C’est un élément qui fait partie de nos recommandations depuis plusieurs années, indique M. Dobi du Réseau en immigration francophone de l’Ontario. Jusqu’à présent, nous avons des stratégies, mais une stratégie, ce n’est pas une politique!

Le ministère de l’Immigration, des Réfugiés et de la Citoyenneté n’a pas été en mesure de fournir plus d’informations au sujet du contenu de cette éventuelle politique en immigration francophone.

Le ministre Marco Mendicino parle dans un micro devant des drapeaux du Canada.

Marco Mendicino, ministre de l'Immigration, des Réfugiés et de la Citoyenneté.

Photo : La Presse canadienne / Sean Kilpatrick

Toutefois, les grandes lignes du document de travail de la ministre Mélanie Joly laissent présager des initiatives attrayantes pour faire mousser l'immigration à l'extérieur du Québec, incluant notamment un corridor d’immigration consacré au recrutement d’enseignants francophones.

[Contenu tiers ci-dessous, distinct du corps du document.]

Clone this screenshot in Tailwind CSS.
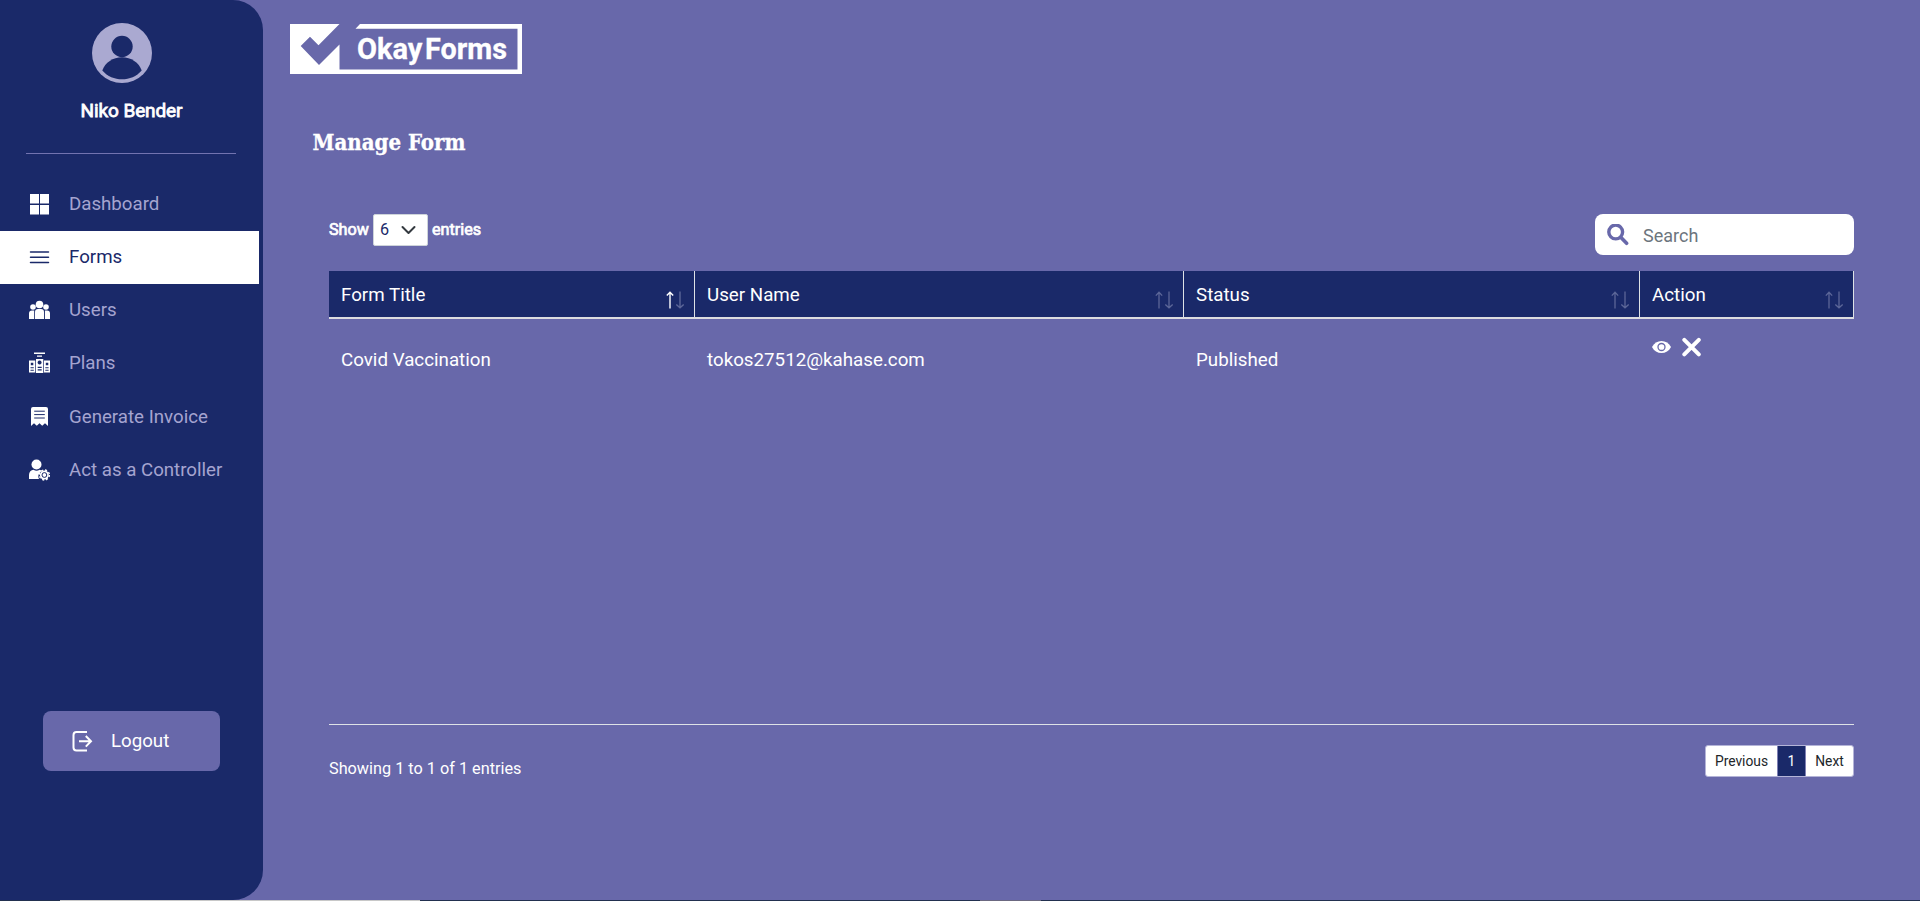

C’est un élément très important et intéressant pour nous, fait valoir Jean Johnson, président de la Fédération des communautés francophones et acadienne du Canada. La politique que propose Mme Joly prépare le terrain pour ce type de conversation et de changement.

« L’immigration francophone inscrite dans la Loi sur les langues officielles rend une obligation légale pour le gouvernement d’agir. »

— Une citation de  Jean Johnson, président de la Fédération des communautés francophones et acadienne du Canada

Il souhaite notamment que les institutions anglophones aient l'obligation d'adresser les nouveaux arrivants francophones vers les services en français. Plutôt que d'enlever nos aspirants citoyens et les diriger vers l'assimilation, nous voulons leur donner des options, précise M. Johnson.

Jean Johnson pose devant le drapeau canadien et une affiche indiquant la Fédération des communautés francophones et acadienne du Canada.

Jean Johnson, président de la Fédération des communautés francophones et acadienne du Canada.

Photo : Radio-Canada / Angie Bonenfant

Pour sa part, M. Sammi veut rester en Ontario malgré les embûches. Tout ce que je peux apporter à la francophonie, je suis prêt à le faire pour que lorsqu’on dit qu’il y a deux langues qui se parlent au Canada, que cela soit reconnu!